Maurice Hepworth

Personal information
- Full name: Maurice Hepworth
- Date of birth: 6 September 1953 (age 72)
- Place of birth: Hexham, England
- Position: Full back

Youth career
- Sunderland

Senior career*
- Years: Team / Apps / (Gls)
- 1970–197?: Sunderland / 2 / (0)
- 1974: → Arcadia Shepherds (loan)
- 1975: → Darlington (loan) / 4 / (0)
- 197?–1980: Arcadia Shepherds

= Maurice Hepworth =

English footballer

Maurice Hepworth (born 6 September 1953) is an English former footballer who played in the Football League as a full back for Sunderland and Darlington. He went on to play in South Africa for Arcadia Shepherds.

==Life and career==
Hepworth was born in Hexham, Northumberland, where he attended Queen Elizabeth Grammar School. He began his football career with Sunderland, and made his first-team debut as a 17-year-old, on 12 April 1971 in a 3–1 win in a Second Division match at Bolton Wanderers. He played once more that season before returning to the reserves.

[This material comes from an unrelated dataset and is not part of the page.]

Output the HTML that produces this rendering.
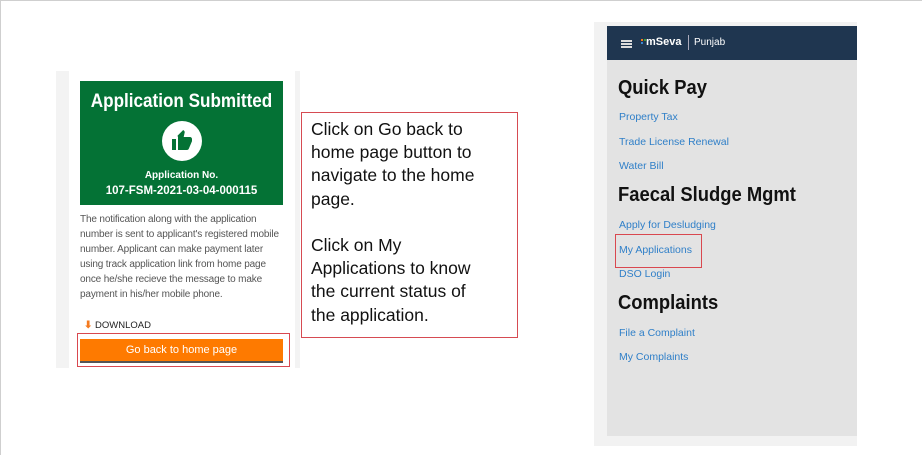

In 1972–73, Hepworth was in and around the first-team squad approaching the FA Cup Final, when with a week to go, he was kicked in the stomach during a reserve match and suffered life-threatening internal injuries.

When he recovered, he went to South Africa and helped Arcadia Shepherds win a treble of National Football League, NFL Cup and UTC Bowl. On returning to England, he played a few matches for Darlington on loan, but it was clear he would not be able to play for Sunderland again. He went back to Arcadia Shepherds, was Player of the Year in 1977, and played for them until a broken leg ended his career in 1980.

He worked in a managerial role for drinks and fast-food companies, then in 2010 set up a coaching and leadership business working with schools, sportspeople and those employed in the drinks trade. He is a Christian.